* [WORK TO DO] Retype only the lines from the top of the records to the line with "import React from", including that line but none of the pictures.

* [EXCERPTED RECORDS]

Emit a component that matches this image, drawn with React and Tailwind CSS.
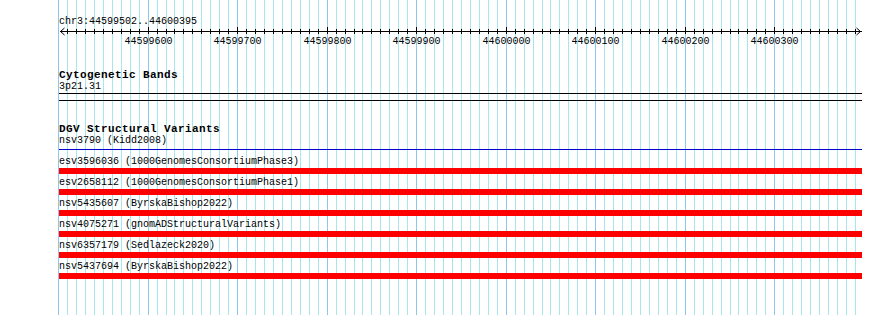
import React from "react";

const gx = (k) => Math.floor(58.6 + 8.952 * k);
const KS = Array.from({ length: 90 }, (_, i) => i);
const LABELS = [
  [10, "44599600"],
  [20, "44599700"],
  [30, "44599800"],
  [40, "44599900"],
  [50, "44600000"],
  [60, "44600100"],
  [70, "44600200"],
  [80, "44600300"],
];

const ROWS = [
  "esv3596036 (1000GenomesConsortiumPhase3)",
  "esv2658112 (1000GenomesConsortiumPhase1)",
  "nsv5435607 (ByrskaBishop2022)",
  "nsv4075271 (gnomADStructuralVariants)",
  "nsv6357179 (Sedlazeck2020)",
  "nsv5437694 (ByrskaBishop2022)",
];

function Grid() {
  return (
    <svg
      className="absolute left-0 top-0"
      width="890"
      height="315"
      shapeRendering="crispEdges"
    >
      {KS.map((k) => (
        <rect
          key={k}
          x={gx(k)}
          y={0}
          width={1}
          height={315}
          fill={k % 10 === 0 ? "#8cc8ee" : "#a6e6ec"}
        />
      ))}
    </svg>
  );
}

function Ruler() {
  return (
    <svg width="803" height="20" className="block overflow-visible">
      <rect x={1} y={4} width={802} height={1} fill="#000" shapeRendering="crispEdges" />
      {KS.slice(1).map((k) => (
        <rect
          key={k}
          x={gx(k) - 59}
          y={k % 10 === 0 ? 0 : 2}
          width={1}
          height={k % 10 === 0 ? 7 : 5}
          fill="#000"
          shapeRendering="crispEdges"
        />
      ))}
      <path d="M5.5 1 L1.5 4.5 L5.5 8" stroke="#000" fill="none" strokeWidth="1" />
      <path d="M797.5 1 L801.5 4.5 L797.5 8" stroke="#000" fill="none" strokeWidth="1" />
      {LABELS.map(([k, t]) => (
        <text
          key={k}
          x={gx(k) - 59 + 0.5}
          y={17}
          textAnchor="middle"
          fontSize="10"
          fontFamily="'Liberation Mono', monospace"
          fill="#000"
        >
          {t}
        </text>
      ))}
    </svg>
  );
}

export default function App() {
  return (
    <div className="relative w-[890px] h-[315px] overflow-hidden bg-white">
      <Grid />
      <div className="relative ml-[59px] w-[803px] font-['Liberation_Mono',monospace] text-[10px] leading-[10px] text-black">
        <div className="pt-[17px] h-[27px] whitespace-pre">chr3:44599502..44600395</div>
        <Ruler />
        <div className="mt-[22px] h-[12px] text-[11px] leading-[12px] font-bold tracking-[0.4px] whitespace-pre">
          Cytogenetic Bands
        </div>
        <div className="h-[12px] leading-[12px] whitespace-pre">3p21.31</div>
        <div className="h-px bg-black" />
        <div className="mt-[6px] h-px bg-black" />
        <div className="mt-[22px] h-[12px] text-[11px] leading-[12px] font-bold tracking-[0.4px] whitespace-pre">
          DGV Structural Variants
        </div>
        <div className="h-[12px] leading-[12px] whitespace-pre">nsv3790 (Kidd2008)</div>
        <div className="mt-[2px] h-px bg-[#0000c8]" />
        <div className="mt-[6px] flex flex-col gap-[3px]">
          {ROWS.map((r) => (
            <div key={r} className="flex flex-col">
              <div className="h-[12px] leading-[12px] whitespace-pre">{r}</div>
              <div className="h-[6px] bg-[#ff0000]" />
            </div>
          ))}
        </div>
      </div>
    </div>
  );
}
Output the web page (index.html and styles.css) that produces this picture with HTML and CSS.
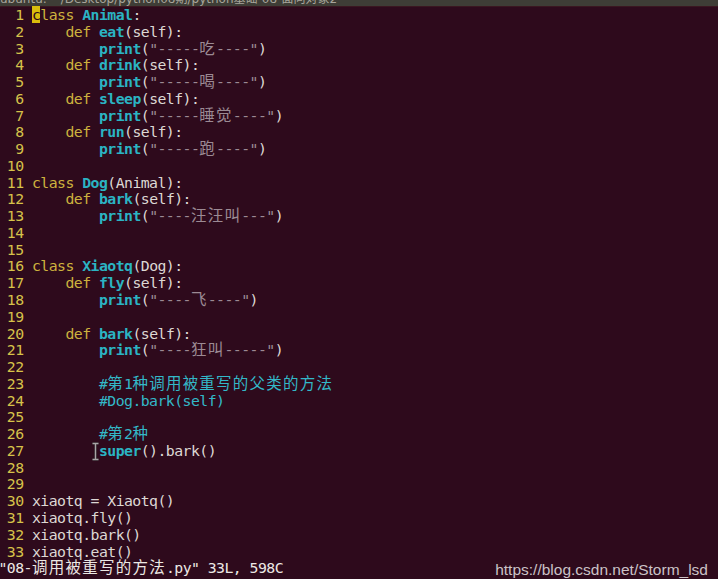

* [TASK SOLUTION]
Emit a component that matches this image, drawn with React and Tailwind CSS.
import React from "react";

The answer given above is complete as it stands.